▶ [INSTRUCTION]: What is the number of lines in these entries that contain "this"? State it alone.

────────────────

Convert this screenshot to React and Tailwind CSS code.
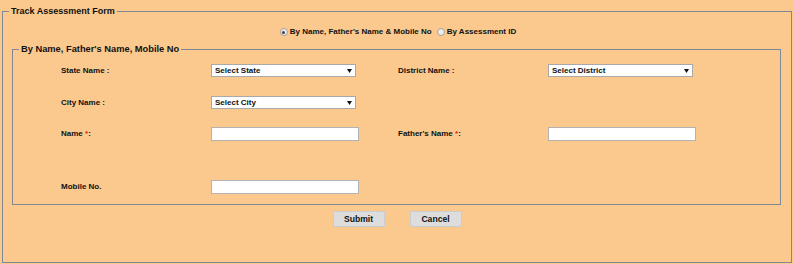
const Select = ({ text }) => {
  return (
    <div className="flex items-center justify-between w-[145px] h-[13px] bg-white border border-[#a9a9a9] pl-[3px] pr-[3px]">
      <span className="text-[8px] leading-[10px] font-bold">{text}</span>
      <svg width="5" height="4" viewBox="0 0 5 4">
        <path d="M0 0 L5 0 L2.5 4 Z" fill="#111" />
      </svg>
    </div>
  );
};

const TextBox = () => {
  return <input type="text" className="w-[148px] h-[14px] bg-white border border-[#b3b3b3] outline-none" />;
};

const Radio = ({ checked, label }) => {
  return (
    <label className="flex items-center gap-[2px]">
      <span className="flex items-center justify-center w-[8px] h-[8px] rounded-full border border-[#a0a0a0] bg-[#ececec]">
        {checked && <span className="w-[3px] h-[3px] rounded-full bg-[#444]"></span>}
      </span>
      <span className="text-[8px] leading-[10px] font-bold">{label}</span>
    </label>
  );
};

const Req = () => <span className="text-[#e0201a]">*</span>;

export default function App() {
  return (
    <div className="w-[793px] h-[264px] overflow-hidden bg-[#fbc98e] pt-[5px] pl-[2px] text-[#111] font-['Liberation_Sans',Arial,sans-serif]">
      <fieldset className="w-[790px] h-[258px] border border-[#7f8894]">
        <legend className="ml-[6px] px-[2px] text-[9px] leading-[12px] font-bold">Track Assessment Form</legend>

        <div className="flex justify-center items-center gap-[5px] h-[12px] mt-[9px] pl-[2px]">
          <Radio checked label="By Name, Father's Name & Mobile No" />
          <Radio label="By Assessment ID" />
        </div>

        <fieldset className="ml-[9px] mt-[5px] w-[769px] h-[162px] border border-[#7f8894]">
          <legend className="ml-[6px] px-[2px] text-[9.3px] leading-[12px] font-bold">By Name, Father's Name, Mobile No</legend>

          <div className="pl-[48px] text-[8px] font-bold">
            <div className="grid grid-cols-[150px_187px_150px_auto] items-center h-[13px] mt-[9px]">
              <span>State Name :</span>
              <Select text="Select State" />
              <span>District Name :</span>
              <Select text="Select District" />
            </div>
            <div className="grid grid-cols-[150px_187px_150px_auto] items-center h-[12px] mt-[19px]">
              <span>City Name :</span>
              <Select text="Select City" />
            </div>
            <div className="grid grid-cols-[150px_187px_150px_auto] items-center h-[14px] mt-[19px]">
              <span>Name <Req />:</span>
              <TextBox />
              <span>Father's Name <Req />:</span>
              <TextBox />
            </div>
            <div className="grid grid-cols-[150px_187px_150px_auto] items-center h-[13px] mt-[39px]">
              <span>Mobile No.</span>
              <TextBox />
            </div>
          </div>
        </fieldset>

        <div className="flex justify-center gap-[25px] mt-[6px]">
          <button className="w-[52px] h-[16px] bg-[#dddddd] border border-[#cccccc] text-[8.6px] font-bold">Submit</button>
          <button className="w-[52px] h-[16px] bg-[#dddddd] border border-[#cccccc] text-[8.6px] font-bold">Cancel</button>
        </div>
      </fieldset>
    </div>
  );
}
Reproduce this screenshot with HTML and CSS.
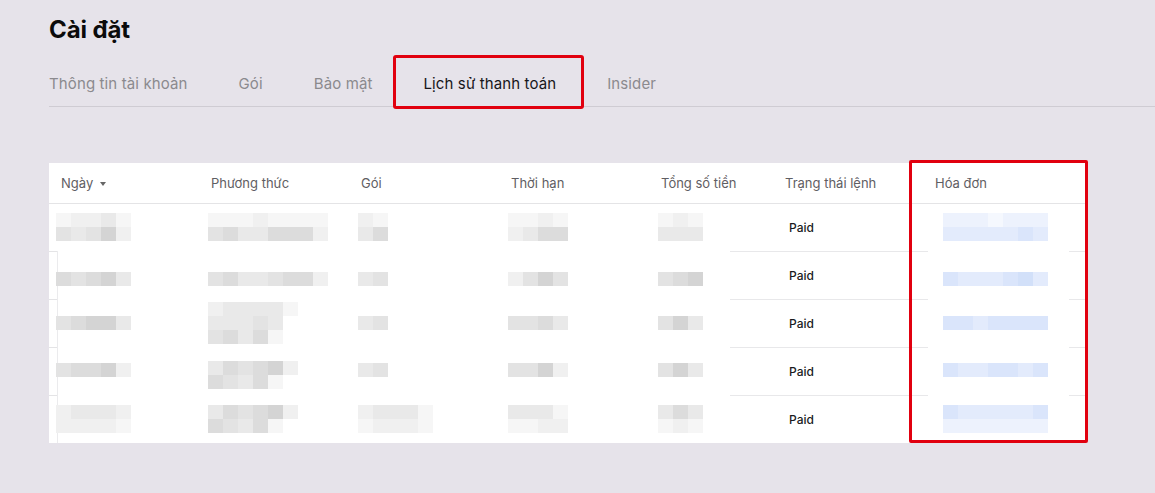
FILE: index.html
```html
<!DOCTYPE html>
<html lang="vi">
<head>
<meta charset="utf-8">
<title>Cài đặt</title>
<link rel="stylesheet" href="styles.css">
</head>
<body>
<main class="page">
  <h1 class="title">Cài đặt</h1>
  <nav class="tabs">
    <span class="tab">Thông tin tài khoản</span>
    <span class="tab">Gói</span>
    <span class="tab">Bảo mật</span>
    <span class="tab active">Lịch sử thanh toán</span>
    <span class="tab">Insider</span>
  </nav>

  <section class="table-wrap">
    <table class="history">
      <colgroup>
        <col class="w150"><col class="w150"><col class="w150"><col class="w150"><col class="w124"><col class="w150"><col class="w164">
      </colgroup>
      <thead>
        <tr>
          <th>Ngày <span class="caret"></span></th>
          <th>Phương thức</th>
          <th>Gói</th>
          <th>Thời hạn</th>
          <th>Tổng số tiền</th>
          <th>Trạng thái lệnh</th>
          <th class="inv-h">Hóa đơn</th>
        </tr>
      </thead>
      <tbody>
        <tr>
          <td class="c-date"><div class="mz m-date"><div class="mr"><i class="c1"></i><i class="c2"></i><i class="c2"></i><i class="c3"></i><i class="c1"></i></div><div class="mr"><i class="c4"></i><i class="c3"></i><i class="c4"></i><i class="c6"></i><i class="c2"></i></div></div></td>
          <td class="c-pay"><div class="mz"><div class="mr"><i class="c1"></i><i class="c1"></i><i class="c1"></i><i class="c2"></i><i class="c1"></i><i class="c1"></i><i class="c1"></i><i class="c1"></i></div><div class="mr"><i class="c4"></i><i class="c5"></i><i class="c3"></i><i class="c3"></i><i class="c5"></i><i class="c5"></i><i class="c5"></i><i class="c2"></i></div></div></td>
          <td class="c-plan"><div class="mz"><div class="mr"><i class="c2"></i><i class="c1"></i></div><div class="mr"><i class="c3"></i><i class="c5"></i></div></div></td>
          <td class="c-term"><div class="mz"><div class="mr"><i class="c1"></i><i class="c1"></i><i class="c2"></i><i class="c1"></i></div><div class="mr"><i class="c2"></i><i class="c3"></i><i class="c5"></i><i class="c5"></i></div></div></td>
          <td class="c-total"><div class="mz"><div class="mr"><i class="c1"></i><i class="c2"></i><i class="c1"></i></div><div class="mr"><i class="c3"></i><i class="c3"></i><i class="c3"></i></div></div></td>
          <td class="c-status">Paid</td>
          <td class="c-inv"><div class="mz m-inv"><div class="mr"><i class="b1"></i><i class="b1"></i><i class="b1"></i><i class="b0"></i><i class="b1"></i><i class="b1"></i><i class="b1"></i></div><div class="mr"><i class="b2"></i><i class="b2"></i><i class="b2"></i><i class="b2"></i><i class="b2"></i><i class="b3"></i><i class="b2"></i></div></div></td>
        </tr>
        <tr>
          <td class="c-date"><div class="mz m-date lower"><div class="mr"><i class="c5"></i><i class="c4"></i><i class="c5"></i><i class="c6"></i><i class="c3"></i></div></div></td>
          <td class="c-pay"><div class="mz lower"><div class="mr"><i class="c4"></i><i class="c5"></i><i class="c3"></i><i class="c3"></i><i class="c4"></i><i class="c5"></i><i class="c5"></i><i class="c2"></i></div></div></td>
          <td class="c-plan"><div class="mz lower"><div class="mr"><i class="c3"></i><i class="c4"></i></div></div></td>
          <td class="c-term"><div class="mz lower"><div class="mr"><i class="c2"></i><i class="c4"></i><i class="c6"></i><i class="c4"></i></div></div></td>
          <td class="c-total"><div class="mz lower"><div class="mr"><i class="c4"></i><i class="c5"></i><i class="c6"></i></div></div></td>
          <td class="c-status">Paid</td>
          <td class="c-inv"><div class="mz m-inv lower"><div class="mr"><i class="b3"></i><i class="b2"></i><i class="b2"></i><i class="b2"></i><i class="b3"></i><i class="b4"></i><i class="b2"></i></div></div></td>
        </tr>
        <tr>
          <td class="c-date"><div class="mz m-date"><div class="mr"><i class="c4"></i><i class="c5"></i><i class="c6"></i><i class="c6"></i><i class="c3"></i></div></div></td>
          <td class="c-pay"><div class="mz"><div class="mr"><i class="c2"></i><i class="c3"></i><i class="c3"></i><i class="c3"></i><i class="c3"></i><i class="c1"></i></div><div class="mr"><i class="c3"></i><i class="c3"></i><i class="c3"></i><i class="c4"></i><i class="c3"></i></div><div class="mr"><i class="c4"></i><i class="c5"></i><i class="c3"></i><i class="c5"></i><i class="c1"></i></div></div></td>
          <td class="c-plan"><div class="mz"><div class="mr"><i class="c3"></i><i class="c4"></i></div></div></td>
          <td class="c-term"><div class="mz"><div class="mr"><i class="c4"></i><i class="c4"></i><i class="c5"></i><i class="c3"></i></div></div></td>
          <td class="c-total"><div class="mz"><div class="mr"><i class="c4"></i><i class="c6"></i><i class="c3"></i></div></div></td>
          <td class="c-status">Paid</td>
          <td class="c-inv"><div class="mz m-inv"><div class="mr"><i class="b3"></i><i class="b3"></i><i class="b2"></i><i class="b3"></i><i class="b3"></i><i class="b3"></i><i class="b3"></i></div></div></td>
        </tr>
        <tr>
          <td class="c-date"><div class="mz m-date raise"><div class="mr"><i class="c4"></i><i class="c5"></i><i class="c5"></i><i class="c6"></i><i class="c2"></i></div></div></td>
          <td class="c-pay"><div class="mz lower"><div class="mr"><i class="c3"></i><i class="c5"></i><i class="c4"></i><i class="c5"></i><i class="c6"></i><i class="c2"></i></div><div class="mr"><i class="c5"></i><i class="c4"></i><i class="c3"></i><i class="c5"></i><i class="c1"></i></div></div></td>
          <td class="c-plan"><div class="mz raise"><div class="mr"><i class="c3"></i><i class="c4"></i></div></div></td>
          <td class="c-term"><div class="mz raise"><div class="mr"><i class="c4"></i><i class="c4"></i><i class="c6"></i><i class="c2"></i></div></div></td>
          <td class="c-total"><div class="mz raise"><div class="mr"><i class="c4"></i><i class="c6"></i><i class="c3"></i></div></div></td>
          <td class="c-status">Paid</td>
          <td class="c-inv"><div class="mz m-inv raise"><div class="mr"><i class="b3"></i><i class="b2"></i><i class="b2"></i><i class="b3"></i><i class="b3"></i><i class="b2"></i><i class="b3"></i></div></div></td>
        </tr>
        <tr>
          <td class="c-date"><div class="mz m-date"><div class="mr"><i class="c2"></i><i class="c3"></i><i class="c3"></i><i class="c3"></i><i class="c2"></i></div><div class="mr"><i class="c2"></i><i class="c2"></i><i class="c2"></i><i class="c2"></i><i class="c1"></i></div></div></td>
          <td class="c-pay"><div class="mz"><div class="mr"><i class="c3"></i><i class="c5"></i><i class="c4"></i><i class="c5"></i><i class="c6"></i><i class="c2"></i></div><div class="mr"><i class="c5"></i><i class="c4"></i><i class="c3"></i><i class="c5"></i><i class="c1"></i></div></div></td>
          <td class="c-plan"><div class="mz"><div class="mr"><i class="c2"></i><i class="c3"></i><i class="c3"></i><i class="c3"></i><i class="c1"></i></div><div class="mr"><i class="c1"></i><i class="c2"></i><i class="c2"></i><i class="c2"></i><i class="c1"></i></div></div></td>
          <td class="c-term"><div class="mz"><div class="mr"><i class="c3"></i><i class="c3"></i><i class="c3"></i><i class="c1"></i></div><div class="mr"><i class="c1"></i><i class="c1"></i><i class="c2"></i><i class="c2"></i></div></div></td>
          <td class="c-total"><div class="mz"><div class="mr"><i class="c3"></i><i class="c5"></i><i class="c3"></i></div><div class="mr"><i class="c1"></i><i class="c2"></i><i class="c1"></i></div></div></td>
          <td class="c-status">Paid</td>
          <td class="c-inv"><div class="mz m-inv"><div class="mr"><i class="b3"></i><i class="b2"></i><i class="b2"></i><i class="b2"></i><i class="b2"></i><i class="b2"></i><i class="b3"></i></div><div class="mr"><i class="b1"></i><i class="b1"></i><i class="b1"></i><i class="b1"></i><i class="b1"></i><i class="b1"></i><i class="b1"></i></div></div></td>
        </tr>
      </tbody>
    </table>
    <div class="col-highlight"></div>
  </section>
</main>
</body>
</html>
```

FILE: styles.css
```css
* { box-sizing: border-box; }

html, body {
  margin: 0;
  padding: 0;
  background: #e6e3ea;
}

body {
  font-family: Inter, "Noto Sans", "Liberation Sans", sans-serif;
  color: #111;
}

.page {
  padding: 15px 0 0 49px;
}

.title {
  margin: 0;
  font-size: 24px;
  line-height: 30px;
  font-weight: 700;
  color: #0b0b0b;
  letter-spacing: -0.1px;
}

.tabs {
  margin-top: 12px;
  height: 50px;
  display: flex;
  align-items: center;
  gap: 51px;
  border-bottom: 1px solid #cfccd3;
}

.tab {
  position: relative;
  font-size: 15px;
  line-height: 20px;
  letter-spacing: 0.12px;
  color: #8b8a8e;
  padding-top: 4px;
  white-space: nowrap;
}

.tab.active {
  color: #17161a;
}

.tab.active::after {
  content: "";
  position: absolute;
  left: -30px;
  right: -28px;
  top: -15px;
  bottom: -15px;
  border: 3px solid #e1000f;
  border-radius: 3px;
}

.table-wrap {
  position: relative;
  width: 1038px;
  margin-top: 56px;
  background: #fff;
}

.history {
  width: 1038px;
  border-collapse: collapse;
  table-layout: fixed;
}

.w150 { width: 150px; }
.w124 { width: 124px; }
.w164 { width: 164px; }

.history th {
  height: 40px;
  padding: 0 0 0 12px;
  text-align: left;
  font-size: 13px;
  font-weight: 400;
  color: #5f5e63;
  border-bottom: 1px solid #e4e4e6;
  white-space: nowrap;
}

.caret {
  display: inline-block;
  width: 0;
  height: 0;
  margin-left: 3px;
  vertical-align: 2px;
  border-left: 3px solid transparent;
  border-right: 3px solid transparent;
  border-top: 4px solid #666;
}

.history td {
  height: 48px;
  padding: 0;
  vertical-align: middle;
}

.history tbody tr + tr td.c-status {
  border-top: 1px solid #e8e8ea;
}

.history tbody tr + tr td.c-date {
  background: linear-gradient(#e4e4e6, #e4e4e6) left top / 8px 1px no-repeat,
              linear-gradient(#ebebed, #ebebed) 8px top / 1px 100% no-repeat;
}

.history tbody tr + tr td.c-total {
  background: linear-gradient(#e8e8ea, #e8e8ea) right top / 43px 1px no-repeat;
}

.history tbody tr + tr td.c-inv {
  background: linear-gradient(#e8e8ea, #e8e8ea) left top / 5px 1px no-repeat,
              linear-gradient(#e8e8ea, #e8e8ea) right top / 18px 1px no-repeat;
}

.c-status {
  padding-left: 16px !important;
  font-size: 12px;
  font-weight: 500;
  color: #1b1b1e;
}

.mz {
  display: flex;
  flex-direction: column;
  margin-left: 9px;
}

.mz.m-date { margin-left: 7px; }
.mz.m-inv { margin-left: 20px; }
.mz.lower { transform: translateY(4px); }
.mz.raise { transform: translateY(-1px); }

.mr {
  display: flex;
}

.mr i {
  display: block;
  width: 15px;
  height: 14px;
}

.c1 { background: #f6f6f6; }
.c2 { background: #f0f0f0; }
.c3 { background: #e9e9e9; }
.c4 { background: #e3e3e3; }
.c5 { background: #dcdcdc; }
.c6 { background: #d4d4d4; }

.b0 { background: #f5f8fe; }
.b1 { background: #edf2fd; }
.b2 { background: #e3ebfc; }
.b3 { background: #dae5fb; }
.b4 { background: #d2e0f9; }

.col-highlight {
  position: absolute;
  left: 860px;
  right: -1px;
  top: -3px;
  bottom: 0;
  border: 3px solid #e1000f;
  border-radius: 2px;
  pointer-events: none;
}
```
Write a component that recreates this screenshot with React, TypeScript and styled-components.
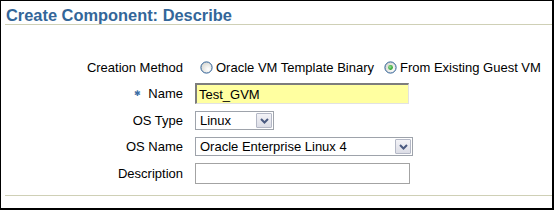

────────────────

▶ [REPLY TO THE EXERCISE]: 3